Gengo, also called nengo in Japanese, is the name of an era under the reign of a Tenno. This practice was originally received from China. Taika was the first gengo officially adopted in 645 when the Throne was defended by a loyal prince and a noble. From that time on until the Meiji Restoration it was used as the only way of reckoning the year, officially or otherwise, and so took on an indigenous character. Under the Meiji Constitution, its use was officially instituted with the principle of “A Tenno, a Gengo” by a specific law, while two other systems also became prevalent: the indigenous way of Kigen, whose first year begins at the year of the accession of the first Tenno Jimmu and runs continuously through succeeding reigns,27 was favoured more by the government; and the received way of the Christian year favoured to a lesser degree among the people. After the war, the Kigen system collapsed, for it was inseparable from absolutist ideology. Gengo also lost legal protection due to its connection with the Tenno system, though it is still used both officially and unofficially. The use of the Christian year has increased in popularity.

Faced with this fact, those who preferred the indigenous gengo to the received system, whether nationalistically or not, attempted to protect gengo by law. They were successful in instituting it officially into law in 1979. The specific law, however, provides nothing more than the principle of UA Tenno, a Gengo” without any official obligation to the government and the people to use the gengo system. Whether gengo will continue in its present usage along with the alternative choice of the Christian year, or become obligatory by law in the future, remains to be seen. Nevertheless, there is no doubt that this indigenous practice has recovered a position in the official law.28

(4) Court ranks and honours

The old Twelve Grades of Officials instituted by Shotoku Taishi initiated the Japanese official system of status hierarchy.

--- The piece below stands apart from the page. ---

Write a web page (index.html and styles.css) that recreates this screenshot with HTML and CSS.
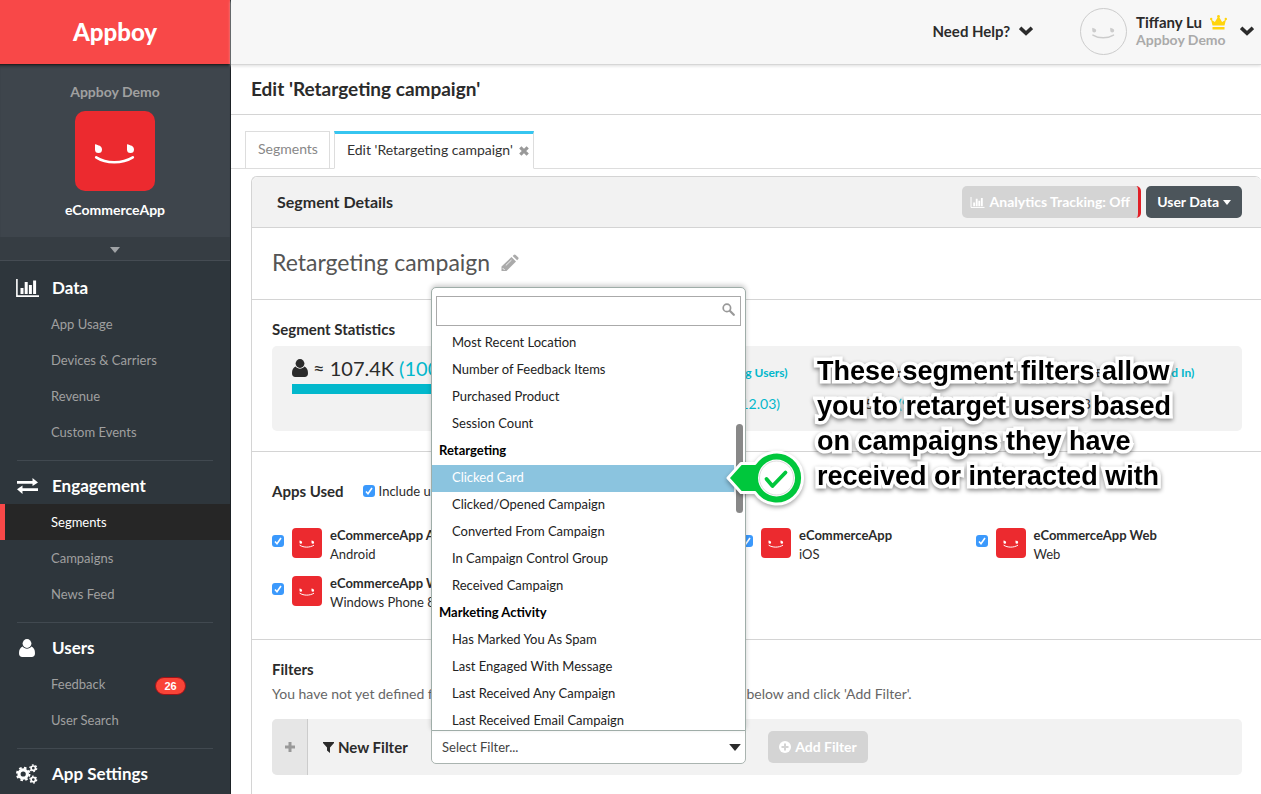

Such a system was formally held even during times when the power of the Tenno was exercised by the Shogun. It was reformulated under the Meiji Constitution into a most inclusive national system called the ikai kunto (imperial court ranks and honours), the first of which was long held by Admiral Heihachiro Togo. It was destined to be abolished together with the official Tenno system for its violation of the democratic principle of human equality before law.

Some years after recovering independence, a similar system of court ranks and honours revived, the highest of which was granted to the late Premier Shigeru Yoshida. Its constitutionality is advocated by the government against popular opinions otherwise.

(5) Some others

a. Paternal unilateralism of nationality

The Nationality Law, promulgated and enforced in 1899 and wholly revised in 1950, adopted a paternal unilateralism to give newborn children Japanese nationality, while it opened the way of nationalization for those of foreign nationality. But until recently the principle was never questioned because the indigenous way to recognize the social qualification of newborn children had been primarily that of paternal unilateralism, supported by the ie-seido under the Meiji Constitution. Although it is still legal, doubts as to its reasonableness have arisen. The reason is mainly the increasing number of children born to women of Japanese nationality married to foreigners whose children are denied Japanese citizenship due to this principle. The indigenous principle is destined, as I expect, to yield itself sooner or later to a received one of bilateralism by giving those children Japanese nationality.

b. Exclusion of foreign teachers from schools

No law has ever explicitly prohibited Japanese schools from hiring foreign teachers. Actually many foreigners have been hired by schools of various levels. But, as far as the national and public universities are concerned,29 the foreign teachers have been part-timers except in rare cases of full-timers at minor universities.

This is because the government has adhered to a restrictive interpretation of the qualifications of foreign teachers at national and public schools. Japanese nationality is demanded of the teachers at national and public schools on the grounds that they, as public servants, exercise public power for education. This absurd interpretation originated in an indigenous insularism and reinforced by the absolutist idea under the former Constitution, survived even under the democratic present Constitution. A new law was finally enacted in 1982 to open the way for the universities concerned to hire foreign teachers, although the law still prohibits the latter to take part in university administration.

c. Protection of minorities

Japan has been noted for national homogeneity, not only culturally but also racially, with the exception of a few minority groups.30 The most noted is the Ainu whose homes are scattered in Hokkaido. They are known for traditional poems based on their own religious system. But their indigenous law has never been remarked upon nor surveyed by Japanese scholars, although its existence is evidenced by two facts. One is the brief description of B. Z. Seligman that “the patrilineages are territorial corporate groups, formerly owning defined areas where they held the sole rights of hunting, fishing and collecting,, and related explanations (Munro, 1963: 157, cf. 141–158). The other, relevant to the discussion here, is the Hokkaido Native Tribe Protection Law, promulgated and enforced in 1899, to specifically validate the personal and collective ownership of their traditional lands. The effectiveness of the Law is dubious, for as a matter of fact the indigenous law of the Ainu seems to have been almost lost.

Another example is buraku or burakumin (hamlet people, or people of special hamlets), a matter of contemporary controversy. They are said to be the descendants of outcasts of the feudal ages.31 After the Meiji Restoration they were legally emancipated. But, as practices of social discrimination before the law have not disappeared, the Act of Special Undertaking for Dow a (de-discrimination) was promulgated and enforced in 1969 to promote national and local governments to undertake various measures effective in annihilating discrimination of burakumin. The law is to protect a constitutional principle by regulating an unconstitutional, unofficial law of discrimination.